# [Exercise]
Show each line of the data below that has the string "styles" in it.
___
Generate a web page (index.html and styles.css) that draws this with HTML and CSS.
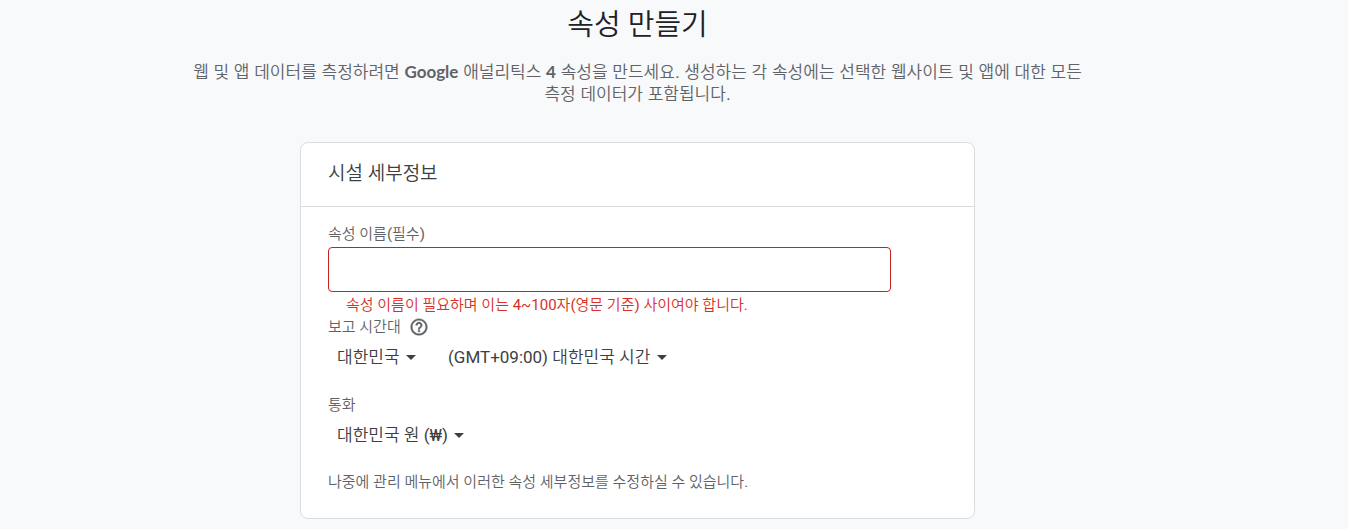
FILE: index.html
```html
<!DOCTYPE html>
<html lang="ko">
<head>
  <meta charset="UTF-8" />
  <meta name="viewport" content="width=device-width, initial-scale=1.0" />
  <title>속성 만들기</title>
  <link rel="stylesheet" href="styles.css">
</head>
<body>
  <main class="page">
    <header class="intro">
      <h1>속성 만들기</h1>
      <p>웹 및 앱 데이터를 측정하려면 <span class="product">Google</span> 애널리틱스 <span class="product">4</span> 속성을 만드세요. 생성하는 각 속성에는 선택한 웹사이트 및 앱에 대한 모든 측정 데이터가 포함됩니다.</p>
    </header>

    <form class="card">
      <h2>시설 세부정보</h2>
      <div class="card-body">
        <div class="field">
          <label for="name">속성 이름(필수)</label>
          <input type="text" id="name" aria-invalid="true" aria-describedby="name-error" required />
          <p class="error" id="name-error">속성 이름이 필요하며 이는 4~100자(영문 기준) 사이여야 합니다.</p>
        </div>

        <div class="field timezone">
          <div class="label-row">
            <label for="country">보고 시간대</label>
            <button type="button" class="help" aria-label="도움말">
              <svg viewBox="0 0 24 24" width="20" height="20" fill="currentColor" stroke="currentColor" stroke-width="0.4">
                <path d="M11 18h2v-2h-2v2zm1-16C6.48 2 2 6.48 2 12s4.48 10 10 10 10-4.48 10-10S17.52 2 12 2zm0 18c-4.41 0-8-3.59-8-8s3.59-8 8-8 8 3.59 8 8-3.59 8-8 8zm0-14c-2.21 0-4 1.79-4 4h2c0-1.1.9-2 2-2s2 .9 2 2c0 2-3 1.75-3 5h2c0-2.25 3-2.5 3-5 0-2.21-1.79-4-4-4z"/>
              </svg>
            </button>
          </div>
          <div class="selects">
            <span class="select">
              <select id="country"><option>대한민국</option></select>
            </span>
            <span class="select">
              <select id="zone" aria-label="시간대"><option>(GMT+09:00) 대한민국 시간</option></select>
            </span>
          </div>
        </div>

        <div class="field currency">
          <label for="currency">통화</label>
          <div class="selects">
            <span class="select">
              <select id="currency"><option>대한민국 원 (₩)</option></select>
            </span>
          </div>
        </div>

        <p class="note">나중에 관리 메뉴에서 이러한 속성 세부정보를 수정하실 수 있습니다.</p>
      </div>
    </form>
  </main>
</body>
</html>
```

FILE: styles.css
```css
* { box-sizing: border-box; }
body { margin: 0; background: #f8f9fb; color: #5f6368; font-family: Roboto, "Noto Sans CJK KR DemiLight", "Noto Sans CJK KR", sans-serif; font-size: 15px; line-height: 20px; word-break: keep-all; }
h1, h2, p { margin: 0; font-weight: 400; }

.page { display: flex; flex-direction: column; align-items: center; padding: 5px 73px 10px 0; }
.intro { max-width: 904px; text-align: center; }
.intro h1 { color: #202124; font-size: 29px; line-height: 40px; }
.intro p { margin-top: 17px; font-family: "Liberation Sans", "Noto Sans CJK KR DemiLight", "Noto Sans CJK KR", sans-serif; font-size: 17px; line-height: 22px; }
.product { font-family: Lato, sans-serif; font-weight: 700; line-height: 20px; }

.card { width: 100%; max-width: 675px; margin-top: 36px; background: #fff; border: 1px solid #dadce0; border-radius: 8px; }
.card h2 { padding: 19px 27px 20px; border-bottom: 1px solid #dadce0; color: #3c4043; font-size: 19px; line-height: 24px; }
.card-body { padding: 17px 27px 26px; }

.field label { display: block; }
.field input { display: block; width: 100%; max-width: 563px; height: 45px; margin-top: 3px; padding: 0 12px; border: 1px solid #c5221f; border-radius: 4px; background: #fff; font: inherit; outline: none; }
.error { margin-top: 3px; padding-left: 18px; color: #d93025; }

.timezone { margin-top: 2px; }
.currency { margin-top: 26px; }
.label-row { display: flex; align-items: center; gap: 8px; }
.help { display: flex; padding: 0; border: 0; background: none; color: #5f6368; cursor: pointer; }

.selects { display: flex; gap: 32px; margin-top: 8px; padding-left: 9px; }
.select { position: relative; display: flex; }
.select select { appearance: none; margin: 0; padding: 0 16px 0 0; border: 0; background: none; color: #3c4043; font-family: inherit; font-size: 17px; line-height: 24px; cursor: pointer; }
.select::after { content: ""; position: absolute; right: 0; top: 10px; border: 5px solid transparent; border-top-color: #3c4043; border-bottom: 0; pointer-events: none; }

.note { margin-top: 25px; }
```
___
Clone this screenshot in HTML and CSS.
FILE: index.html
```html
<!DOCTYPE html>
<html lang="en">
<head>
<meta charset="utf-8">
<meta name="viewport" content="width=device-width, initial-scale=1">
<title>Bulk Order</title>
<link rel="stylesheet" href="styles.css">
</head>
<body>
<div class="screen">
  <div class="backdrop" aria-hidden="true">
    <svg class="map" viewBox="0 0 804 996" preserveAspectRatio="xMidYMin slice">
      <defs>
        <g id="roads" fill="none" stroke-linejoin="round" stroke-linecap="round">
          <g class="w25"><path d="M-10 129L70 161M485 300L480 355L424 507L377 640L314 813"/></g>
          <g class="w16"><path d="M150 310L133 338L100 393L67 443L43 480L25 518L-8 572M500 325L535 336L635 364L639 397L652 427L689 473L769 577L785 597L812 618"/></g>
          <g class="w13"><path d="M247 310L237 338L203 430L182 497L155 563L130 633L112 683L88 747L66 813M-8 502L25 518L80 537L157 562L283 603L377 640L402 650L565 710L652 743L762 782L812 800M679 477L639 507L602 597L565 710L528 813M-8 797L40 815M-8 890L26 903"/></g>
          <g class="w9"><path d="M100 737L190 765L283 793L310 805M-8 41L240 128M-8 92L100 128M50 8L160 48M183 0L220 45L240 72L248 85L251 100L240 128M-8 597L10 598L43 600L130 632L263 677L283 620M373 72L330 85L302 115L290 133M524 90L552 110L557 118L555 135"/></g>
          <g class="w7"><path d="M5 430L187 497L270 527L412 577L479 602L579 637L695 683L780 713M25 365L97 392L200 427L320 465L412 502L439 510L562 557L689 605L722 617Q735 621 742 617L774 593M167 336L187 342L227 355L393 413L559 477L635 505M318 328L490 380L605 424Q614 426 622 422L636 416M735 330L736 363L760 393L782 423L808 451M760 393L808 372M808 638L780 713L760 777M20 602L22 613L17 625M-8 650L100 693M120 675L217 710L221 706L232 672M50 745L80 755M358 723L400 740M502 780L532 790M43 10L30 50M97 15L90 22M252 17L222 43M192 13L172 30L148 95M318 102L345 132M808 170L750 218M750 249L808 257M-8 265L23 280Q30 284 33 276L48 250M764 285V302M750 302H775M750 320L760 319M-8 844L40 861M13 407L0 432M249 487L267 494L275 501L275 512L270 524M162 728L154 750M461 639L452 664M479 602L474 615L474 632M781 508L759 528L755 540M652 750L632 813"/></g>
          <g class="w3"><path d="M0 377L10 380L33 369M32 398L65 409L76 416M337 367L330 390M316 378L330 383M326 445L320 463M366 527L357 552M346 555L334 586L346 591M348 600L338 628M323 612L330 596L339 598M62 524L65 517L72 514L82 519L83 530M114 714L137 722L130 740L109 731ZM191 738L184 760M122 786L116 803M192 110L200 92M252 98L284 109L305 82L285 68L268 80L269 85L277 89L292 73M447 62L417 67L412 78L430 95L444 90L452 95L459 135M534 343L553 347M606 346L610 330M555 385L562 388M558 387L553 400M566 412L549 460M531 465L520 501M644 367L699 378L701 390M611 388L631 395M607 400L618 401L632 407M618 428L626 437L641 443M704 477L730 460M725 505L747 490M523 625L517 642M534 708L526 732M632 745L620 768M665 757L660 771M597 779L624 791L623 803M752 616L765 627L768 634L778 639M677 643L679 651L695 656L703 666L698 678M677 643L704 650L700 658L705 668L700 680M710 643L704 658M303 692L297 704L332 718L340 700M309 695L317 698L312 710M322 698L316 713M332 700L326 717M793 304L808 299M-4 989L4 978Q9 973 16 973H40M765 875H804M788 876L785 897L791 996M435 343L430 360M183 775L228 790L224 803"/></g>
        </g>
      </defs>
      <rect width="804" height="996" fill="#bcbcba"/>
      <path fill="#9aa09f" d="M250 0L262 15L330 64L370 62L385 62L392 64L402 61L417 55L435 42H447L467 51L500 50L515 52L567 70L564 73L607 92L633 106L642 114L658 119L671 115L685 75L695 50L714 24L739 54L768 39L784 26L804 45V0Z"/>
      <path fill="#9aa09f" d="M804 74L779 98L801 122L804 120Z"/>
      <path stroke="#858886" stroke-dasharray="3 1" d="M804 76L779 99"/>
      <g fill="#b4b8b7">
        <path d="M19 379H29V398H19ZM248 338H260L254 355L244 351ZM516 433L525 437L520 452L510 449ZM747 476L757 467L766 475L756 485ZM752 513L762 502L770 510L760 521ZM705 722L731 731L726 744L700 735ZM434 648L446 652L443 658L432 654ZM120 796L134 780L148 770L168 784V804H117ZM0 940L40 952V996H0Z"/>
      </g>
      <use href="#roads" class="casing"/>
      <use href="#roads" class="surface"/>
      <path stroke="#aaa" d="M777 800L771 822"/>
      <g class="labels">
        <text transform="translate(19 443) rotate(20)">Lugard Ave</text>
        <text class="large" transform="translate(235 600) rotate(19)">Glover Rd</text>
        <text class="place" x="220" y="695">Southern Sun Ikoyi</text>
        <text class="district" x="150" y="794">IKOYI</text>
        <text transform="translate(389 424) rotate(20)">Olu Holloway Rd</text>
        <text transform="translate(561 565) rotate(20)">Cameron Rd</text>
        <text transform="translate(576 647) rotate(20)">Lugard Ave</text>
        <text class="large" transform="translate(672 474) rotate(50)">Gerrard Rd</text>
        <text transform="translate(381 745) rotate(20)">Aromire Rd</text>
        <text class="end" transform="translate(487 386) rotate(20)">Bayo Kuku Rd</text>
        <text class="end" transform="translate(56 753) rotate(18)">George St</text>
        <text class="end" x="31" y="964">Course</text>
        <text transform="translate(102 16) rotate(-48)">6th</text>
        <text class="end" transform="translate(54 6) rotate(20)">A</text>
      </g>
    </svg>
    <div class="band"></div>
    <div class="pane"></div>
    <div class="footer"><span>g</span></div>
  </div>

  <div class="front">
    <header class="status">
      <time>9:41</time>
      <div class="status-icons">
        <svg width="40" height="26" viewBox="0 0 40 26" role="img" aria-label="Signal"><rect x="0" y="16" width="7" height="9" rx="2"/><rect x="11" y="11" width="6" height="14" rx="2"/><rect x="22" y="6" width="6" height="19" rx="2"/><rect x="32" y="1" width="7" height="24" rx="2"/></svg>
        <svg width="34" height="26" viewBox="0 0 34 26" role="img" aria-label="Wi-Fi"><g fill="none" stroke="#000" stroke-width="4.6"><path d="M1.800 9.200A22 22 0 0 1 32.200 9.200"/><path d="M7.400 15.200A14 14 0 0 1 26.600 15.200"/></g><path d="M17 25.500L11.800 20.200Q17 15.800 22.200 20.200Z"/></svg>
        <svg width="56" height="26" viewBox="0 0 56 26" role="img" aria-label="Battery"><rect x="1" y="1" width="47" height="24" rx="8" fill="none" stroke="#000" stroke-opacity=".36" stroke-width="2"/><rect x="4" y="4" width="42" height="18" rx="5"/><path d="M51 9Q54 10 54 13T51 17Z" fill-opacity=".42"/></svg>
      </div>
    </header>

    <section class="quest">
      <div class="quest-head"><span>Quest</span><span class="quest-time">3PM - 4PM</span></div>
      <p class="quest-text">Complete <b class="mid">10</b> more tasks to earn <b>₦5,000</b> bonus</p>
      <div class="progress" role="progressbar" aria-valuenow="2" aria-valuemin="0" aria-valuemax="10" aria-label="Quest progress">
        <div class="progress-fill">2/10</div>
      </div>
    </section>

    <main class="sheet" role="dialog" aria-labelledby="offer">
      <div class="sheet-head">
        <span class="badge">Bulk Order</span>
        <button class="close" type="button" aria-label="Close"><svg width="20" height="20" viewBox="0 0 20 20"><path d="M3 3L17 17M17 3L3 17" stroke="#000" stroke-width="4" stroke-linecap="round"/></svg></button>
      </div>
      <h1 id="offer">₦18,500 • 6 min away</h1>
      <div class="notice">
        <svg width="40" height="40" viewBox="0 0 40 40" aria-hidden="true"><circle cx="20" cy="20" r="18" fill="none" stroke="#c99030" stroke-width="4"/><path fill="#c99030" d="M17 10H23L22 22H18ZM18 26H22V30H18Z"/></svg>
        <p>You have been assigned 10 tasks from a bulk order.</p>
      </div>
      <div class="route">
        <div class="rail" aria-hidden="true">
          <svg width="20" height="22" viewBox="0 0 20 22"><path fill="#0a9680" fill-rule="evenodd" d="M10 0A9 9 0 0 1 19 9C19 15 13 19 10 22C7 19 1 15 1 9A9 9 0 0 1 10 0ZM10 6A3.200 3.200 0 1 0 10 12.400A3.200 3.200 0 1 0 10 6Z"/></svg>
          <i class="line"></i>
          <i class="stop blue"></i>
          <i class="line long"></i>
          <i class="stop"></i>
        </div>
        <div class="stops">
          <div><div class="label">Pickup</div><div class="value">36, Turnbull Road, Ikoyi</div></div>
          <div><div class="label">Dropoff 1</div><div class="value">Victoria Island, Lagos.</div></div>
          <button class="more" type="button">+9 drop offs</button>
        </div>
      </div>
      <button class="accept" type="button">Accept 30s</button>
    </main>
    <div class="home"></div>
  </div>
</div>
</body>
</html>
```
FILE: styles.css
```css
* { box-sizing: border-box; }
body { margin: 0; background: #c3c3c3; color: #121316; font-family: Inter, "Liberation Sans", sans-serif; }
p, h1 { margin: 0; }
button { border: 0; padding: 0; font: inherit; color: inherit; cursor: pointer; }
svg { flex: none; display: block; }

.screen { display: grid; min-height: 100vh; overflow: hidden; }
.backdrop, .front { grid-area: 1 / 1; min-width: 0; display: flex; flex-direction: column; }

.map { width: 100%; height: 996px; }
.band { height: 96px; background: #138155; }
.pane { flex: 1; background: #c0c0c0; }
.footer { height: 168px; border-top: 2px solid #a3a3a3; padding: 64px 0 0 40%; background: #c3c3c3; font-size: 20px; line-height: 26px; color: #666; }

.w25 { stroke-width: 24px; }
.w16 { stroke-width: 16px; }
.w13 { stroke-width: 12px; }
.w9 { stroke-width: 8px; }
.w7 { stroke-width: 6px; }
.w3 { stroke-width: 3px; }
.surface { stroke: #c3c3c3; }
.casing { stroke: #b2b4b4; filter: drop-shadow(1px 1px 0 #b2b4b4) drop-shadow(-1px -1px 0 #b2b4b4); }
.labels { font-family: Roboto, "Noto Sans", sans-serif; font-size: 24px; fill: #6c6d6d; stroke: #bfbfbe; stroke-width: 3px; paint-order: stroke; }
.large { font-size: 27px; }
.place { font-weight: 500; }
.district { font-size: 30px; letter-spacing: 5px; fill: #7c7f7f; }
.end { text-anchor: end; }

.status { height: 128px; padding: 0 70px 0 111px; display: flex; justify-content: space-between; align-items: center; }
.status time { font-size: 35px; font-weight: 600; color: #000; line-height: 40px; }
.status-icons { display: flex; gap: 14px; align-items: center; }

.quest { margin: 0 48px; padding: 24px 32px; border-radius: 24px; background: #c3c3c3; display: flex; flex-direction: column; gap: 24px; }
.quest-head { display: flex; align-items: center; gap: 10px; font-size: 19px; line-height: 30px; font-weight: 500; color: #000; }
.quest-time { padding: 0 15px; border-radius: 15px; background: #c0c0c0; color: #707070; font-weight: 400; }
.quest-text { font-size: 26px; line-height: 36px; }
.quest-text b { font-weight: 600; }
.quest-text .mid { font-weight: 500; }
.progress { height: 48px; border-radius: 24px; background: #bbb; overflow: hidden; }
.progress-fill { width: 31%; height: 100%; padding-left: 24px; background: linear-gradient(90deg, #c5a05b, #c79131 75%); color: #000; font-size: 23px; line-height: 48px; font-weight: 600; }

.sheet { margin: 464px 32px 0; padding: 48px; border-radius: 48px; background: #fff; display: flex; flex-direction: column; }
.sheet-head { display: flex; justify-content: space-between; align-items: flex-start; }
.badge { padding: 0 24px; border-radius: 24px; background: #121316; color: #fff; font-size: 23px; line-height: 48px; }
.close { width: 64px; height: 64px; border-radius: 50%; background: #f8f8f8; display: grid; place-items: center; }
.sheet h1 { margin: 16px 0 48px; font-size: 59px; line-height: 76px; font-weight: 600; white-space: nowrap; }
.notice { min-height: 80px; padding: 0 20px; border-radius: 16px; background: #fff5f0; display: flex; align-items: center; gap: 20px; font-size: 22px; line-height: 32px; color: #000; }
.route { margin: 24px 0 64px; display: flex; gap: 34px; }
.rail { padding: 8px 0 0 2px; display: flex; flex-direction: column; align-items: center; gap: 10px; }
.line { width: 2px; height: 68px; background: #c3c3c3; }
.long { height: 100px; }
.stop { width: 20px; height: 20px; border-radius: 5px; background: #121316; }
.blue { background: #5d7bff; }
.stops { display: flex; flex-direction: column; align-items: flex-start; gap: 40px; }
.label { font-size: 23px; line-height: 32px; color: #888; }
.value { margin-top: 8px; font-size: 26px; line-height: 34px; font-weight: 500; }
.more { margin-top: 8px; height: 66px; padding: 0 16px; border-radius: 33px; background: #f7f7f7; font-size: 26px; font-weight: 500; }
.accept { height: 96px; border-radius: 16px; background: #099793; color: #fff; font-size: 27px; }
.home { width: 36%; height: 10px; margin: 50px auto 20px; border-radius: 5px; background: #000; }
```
___
# [Task solution]
Generate a web page (index.html and styles.css) that draws this with HTML and CSS.
  <link rel="stylesheet" href="styles.css">
FILE: styles.css
<link rel="stylesheet" href="styles.css">
FILE: styles.css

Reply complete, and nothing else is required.